Jewish academic, wife of jailed leader among Rev. Council winners

Published yesterday (updated) 15/08/2009 23:47

 Bethlehem - Ma'an -

Loud applause broke out Saturday evening as it was announced that "brother" Dr Uri Davis had been elected to the Fat'h movement's largest governing body.

Fat'h conference spokesman Fawzi Salamah announced that the Jewish professor, who teaches Judaic studies at Al-Quds University in the West Bank, won 31st place out of 81 new members of Fatah's Revolutionary Council.

Among the other winners was Fadwa Al-Barghouthi, the wife of jailed Fat'h leader Marwan Al-Barghouthi, who was himself elected to the movement's highest body, the Central Committee, last week.

Other prominent officials elected to the 120-member council were Hatem Abdul Qader, former PA minister of Jerusalem Affairs, and Afif Safeiyah, former PLO ambassador to the United States. Ziad Abu A’yen, former undersecretary in the PA Ministry of Prisoners Affairs, was elected to a seat, as well as Bassam Zakarnah, secretary-general of the Civil Servants Union.

Some 81 new members were elected in total, which were first announced by Salamah and then confirmed by President Mahmoud Abbas, who addressed the crowd moments later.

Four days after ballots were cast, results were officially announced Saturday evening, and included 11 women, at least four Christians, and one Jew, Dr Uri Davis.

In an interview last week, Davis played down the significance of his nomination to the Revolutionary Council.
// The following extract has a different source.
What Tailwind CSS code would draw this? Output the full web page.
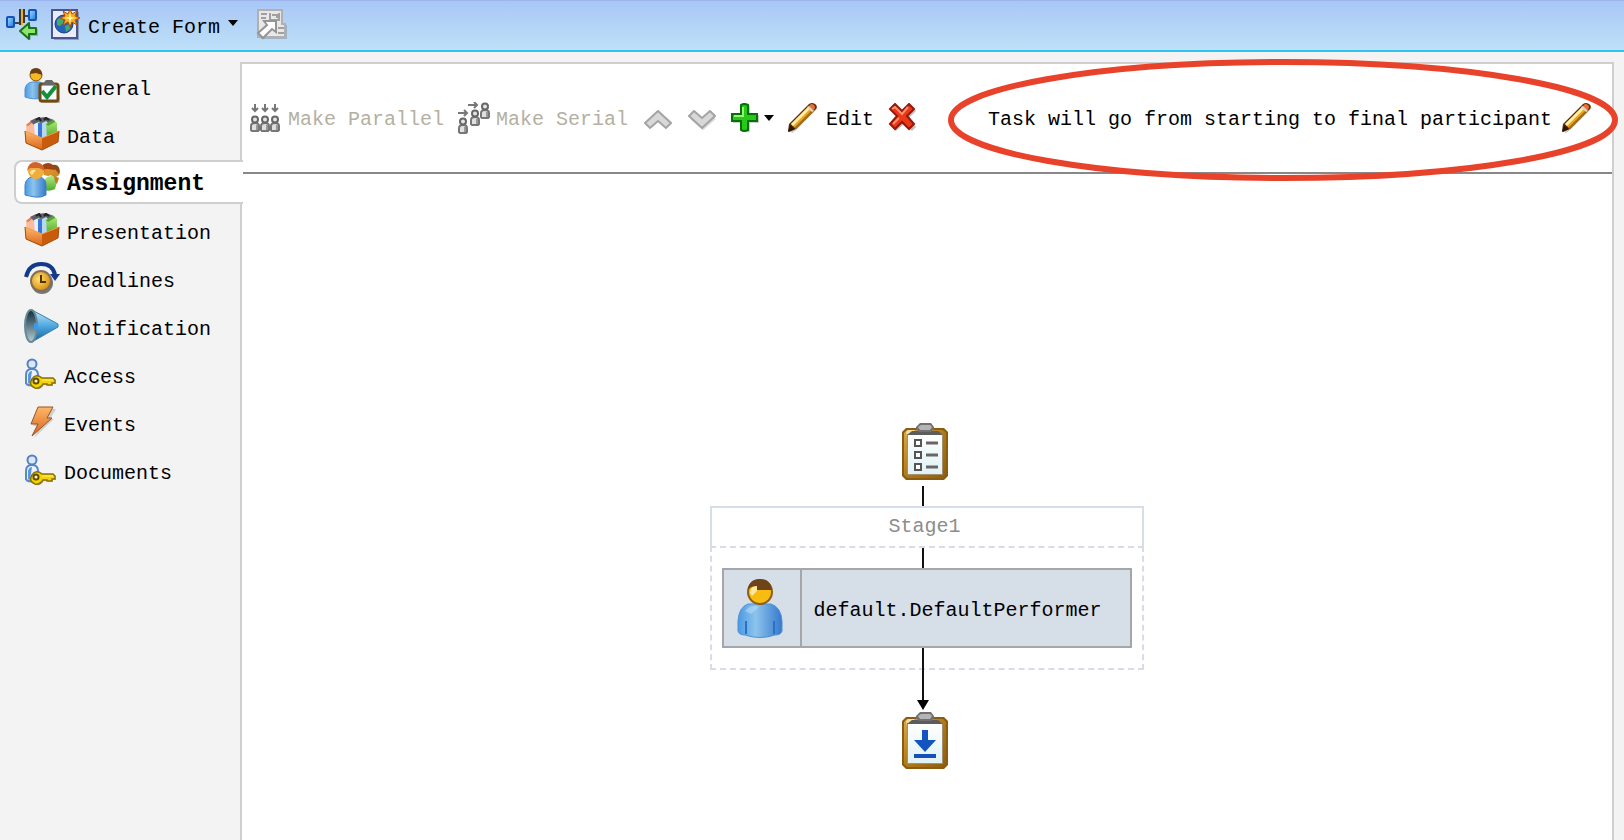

Each member of the movement has the right to run for office despite one's religion, race or color, he noted.

While it is common for Palestinian Christians to support Fatah and hold positions within the organization, Davis was the first Jewish member to be elected to the council. But has also as an observer member (non-Palestinian) of the Palestinian National Council, to which he was appointed by the late Yasser Arafat in 1984.

In fact a central plank of the late Palestinian leader's diplomacy abroad was demonstrating to the world that the Palestinians' conflict with Israel was about occupation, not antagonism toward Judaism as a religion.

Davis was born in Jerusalem in 1943 eight years after his mother and father, Jewish immigrants from Czechoslovakia and Britain, respectively, arrived in Palestine in 1935. They were among early Zionist immigrants who established homes in the area more than a decade before the state of Israel was founded.

Despite his parents' political leanings, Davis told Ma'an, he rejects their Zionist ideology. "It violates the Human Rights Convention because it is racism; it legalizes oppression," he said.

"The dangers of occupation and racism stem from attempts to legalize them, as we saw happen in South Africa," he explained.

Davis was recruited to Fatah in the 1980s by Palestine Liberation Organization leader and founder Khalil Al-Wazir, also known as Abu Jihad, who was assassinated in 1988 by an Israeli commando unit led by current Israeli Defense Minister Ehud Barak in Tunisia.

In addition to his participation in Palestinian politics, Davis is an academic at the United Kingdom's University of Bradford, serving as a professor of Peace Studies there, as well as the West Bank's Al-Quds University in Abu Dis, where he teaches Judaic studies.

"I wasn't convinced that the Israeli left-wing parties were satisfactory because all of them are Zionist parties," Davis explained. "Thus, I examined Palestinian left-wing parties but discovered that most of them adopted Marxism," such as the secular Popular and Democratic Fronts for the Liberation of Palestine.

"However I was pro-socialism rather than Marxism, so I joined Fatah because it contained a liberal framework that encompasses contradictory yet harmonious ideologies," he added. "The movement has struggled to liberate land and people from occupation."